The other side of the coin is when the obsession is what the user wants. If you have an account dedicated to video game news, you want it to be obsessed with that topic. You don’t want to see anything else when you use that account. That may be where some of the errant training arose in some of the recommendation systems.

The logical tweak to the recommendation systems would be to try to detect the type of account. Assume it’s a non-obsessive account, and only once the user has done enough to signal otherwise should the system switch over to obsessive mode. One would guess this would fix things for a lot of recommendation systems.
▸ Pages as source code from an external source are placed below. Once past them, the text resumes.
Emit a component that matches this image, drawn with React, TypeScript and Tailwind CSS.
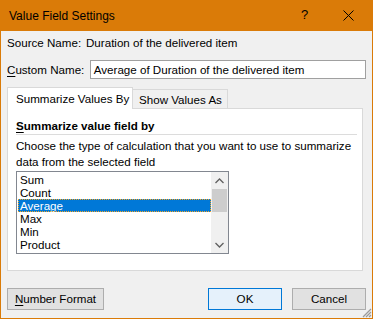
export default function App() {
  const items = ["Sum", "Count", "Average", "Max", "Min", "Product"];
  return (
    <div className="w-[373px] h-[319px] bg-[#DA7B08] flex flex-col px-px pb-px text-[11.6px] text-black font-['Liberation_Sans',Arial,sans-serif] leading-[16px]">
      {/* title bar */}
      <div className="h-[31px] shrink-0 flex items-center relative">
        <span className="pl-[8px] text-[12px]">Value Field Settings</span>
        <span className="absolute left-[300px] top-[7px] text-[13px]">?</span>
        <svg className="absolute left-[342px] top-[10px]" width="11" height="11" viewBox="0 0 11 11">
          <path d="M0.5 0.5 L10.5 10.5 M10.5 0.5 L0.5 10.5" stroke="#000" strokeWidth="1" fill="none" />
        </svg>
      </div>
      {/* body */}
      <div className="flex-1 bg-[#F0F0F0] relative flex flex-col pl-[6px] pr-[6px]">
        <div className="mt-[4px] h-[16px] flex items-center">
          <span className="w-[79px]">Source Name:</span>
          <span>Duration of the delivered item</span>
        </div>
        <div className="mt-[9px] h-[19px] flex items-center">
          <span className="w-[83px]">
            <span className="underline underline-offset-2">C</span>ustom Name:
          </span>
          <div className="w-[277px] h-[19px] border border-[#A0A0A0] bg-white pl-[3px] flex items-center">
            Average of Duration of the delivered item
          </div>
        </div>
        {/* tabs */}
        <div className="mt-[8px] h-[22px] -mb-px flex items-end relative z-10">
          <div className="w-[126px] h-[22px] bg-white border-l border-t border-r border-[#D9D9D9] pl-[8px] pt-[3px]">
            Summarize Values By
          </div>
          <div className="w-[95px] h-[19px] mb-px bg-[#F0F0F0] border-t border-r border-[#D9D9D9] pl-[6px] pt-[2px]">
            Show Values As
          </div>
        </div>
        {/* panel */}
        <div className="w-[356px] h-[163px] bg-white border border-[#D9D9D9] pl-[8px] pt-[9px] flex flex-col">
          <div className="font-bold">
            <span className="underline underline-offset-2">S</span>ummarize value field by
          </div>
          <div className="w-[341px] h-px bg-[#DCDCDC]" />
          <div className="mt-[3px] whitespace-nowrap">
            Choose the type of calculation that you want to use to summarize
            <br />
            data from the selected field
          </div>
          <div className="mt-px w-[213px] h-[83px] border border-[#828790] flex">
            <div className="w-[194px] pl-px pt-px flex flex-col">
              {items.map((it) =>
                it === "Average" ? (
                  <div
                    key={it}
                    className="h-[13px] leading-[13px] pl-[2px] bg-[#0078D7] text-white outline outline-1 outline-dotted outline-[#F5A623] -outline-offset-1"
                  >
                    {it}
                  </div>
                ) : (
                  <div key={it} className="h-[13px] leading-[13px] pl-[2px]">
                    {it}
                  </div>
                )
              )}
            </div>
            <div className="w-[17px] bg-[#F0F0F0] flex flex-col">
              <div className="h-[17px] flex items-center justify-center">
                <svg width="9" height="6" viewBox="0 0 9 6">
                  <path d="M0.5 5 L4.5 1 L8.5 5" stroke="#606060" strokeWidth="1.3" fill="none" />
                </svg>
              </div>
              <div className="h-[23px] mx-px bg-[#CDCDCD]" />
              <div className="flex-1" />
              <div className="h-[17px] flex items-center justify-center">
                <svg width="9" height="6" viewBox="0 0 9 6">
                  <path d="M0.5 1 L4.5 5 L8.5 1" stroke="#606060" strokeWidth="1.3" fill="none" />
                </svg>
              </div>
            </div>
          </div>
        </div>
        {/* buttons */}
        <div className="mt-[17px] flex">
          <div className="w-[97px] h-[22px] bg-[#E1E1E1] border border-[#ADADAD] flex items-center justify-center">
            <span>
              <span className="underline underline-offset-2">N</span>umber Format
            </span>
          </div>
          <div className="flex-1" />
          <div className="w-[74px] h-[22px] bg-[#E5F1FB] border border-[#0078D7] flex items-center justify-center">
            OK
          </div>
          <div className="w-[74px] h-[22px] ml-[10px] bg-[#E1E1E1] border border-[#ADADAD] flex items-center justify-center">
            Cancel
          </div>
        </div>
        <svg className="absolute right-0 bottom-0" width="11" height="11" viewBox="0 0 11 11">
          <path d="M10 2 L2 10 M10 5 L5 10 M10 8 L8 10" stroke="#9A9A9A" strokeWidth="1.2" fill="none" />
        </svg>
      </div>
    </div>
  );
}
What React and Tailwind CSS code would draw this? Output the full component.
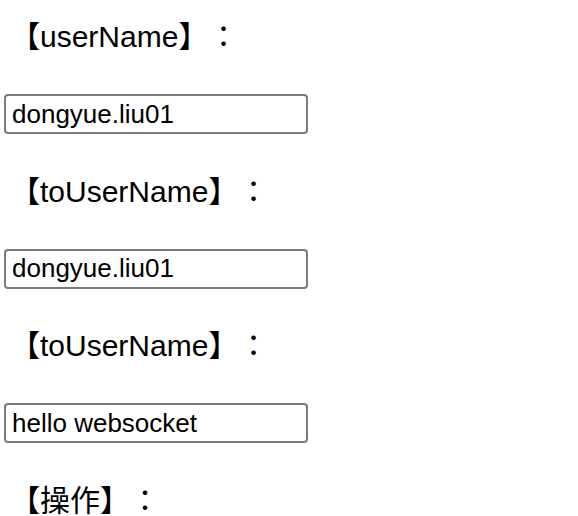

To go back to my Spanish film example, it’s likely that people who watch a single Spanish language film will want to watch a bunch of them. But maybe not, if they’re like me and only have a functional grasp on the language. So the second fix would be to bucket recommendations. Have a new grouping that says, “Spanish-language Films” and then let the user make the choice. After they show the preference for that bucket, the system can assume it was correct.

It reminds me of the old joke about a blind food test that got mixed up with a blind toothpaste test, and. . . you guessed it: four out of five dentists recommend Spot’s Dog Food (also, dogs hate toothpaste). Or, to put it the other way, if you put dog food up against bacon and steak, you’ll find out what dogs really want to eat. If the recommendation system only offers the user one type of content, there’s no guarantee that the recommendation system is worth a damn. It’s only when the user can choose the obsession over the myriad alternatives that you know (which, of course, is why faux capitalists always want to limit the competition—if your choice is dog food or more dog food, you’ll choose dog food).

Big Data on Small Computers

US motto, e pluribus unum, on the back of a dime
Shows US motto (e pluribus unum) on the reverse of a US dime.

One of the great emerging fields of computing is the use of big data and machine learning. This is a process whereby large datasets actually teach computers to do things like translate text, interpret human speech, categorize images, and so on. The problem with this is, so far, it requires large amounts of data and a lot of computing power.

The paradigm is largely opposed to the types of computing people would prefer to do and use. We would rather not send our voice data out to the Internet or have the Internet always listening or watching us to get these benefits of machine learning. But while the advances in technology will allow for us to crunch the data on smaller devices, it will be difficult to have the corpus of data needed for training and use.

It remains to be seen whether smaller datasets or synthesized datasets (where a large dataset is somehow compressed or distilled into the important parts) will emerge. So how do we get big data in our relatively small computers?

It is likely that the problem will provoke the emergence of more distributed systems, something many have wanted and waited for. Distributed systems or collaborative computing allows your computer(s) to participate in computing larger datasets. Projects like the Search for Extra-Terrestrial Intelligence (SETI) have used such distributed computing for over a decade.

The main challenge will be finding ways to break up data to send to the distributed system that protect privacy. That is, if you send the whole voice capture to the distributed system (as you do, AFAIK, with cloud services like Apple’s Siri), you risk the same privacy issues as with the cloud model.

Instead, it should be possible to break up inputs (video or audio) and send portions (possibly with some redundancy, depending on e.g., if word breaks can be determined locally) to several systems and let them each return only a partial recognition of the whole.

It also remains to be seen whether this piecemeal approach will be as functional as the whole-system approach in all cases. While this splitting undoubtedly takes place in whole-systems like Siri, the reassembly and final processing surely takes place over the whole input. That final step may not be easily managed over a distributed system, at least not while protecting privacy.

Consider asking, “what is the time in Rome?” which might be processed as slightly off, due to pronunciation, “what is the dime in Rome?” In a whole-system approach it’s likely easier to infer dime → time at some late step, rather than if each hands back a partial result and the final recipient has less knowledge of how it was made. In a question case like that, the final text is likely targeted to a search engine, which will correct (though it could take the question literally and say, “It is the €0.10 coin.”).

For situations where the voice command lends insufficient context for local correction, it could be a greater challenge.

The good news is that it does look like it’s possible for us to have these distributed systems replace proprietary cloud solutions. The questions are when and how they will emerge, and where they might be weaker.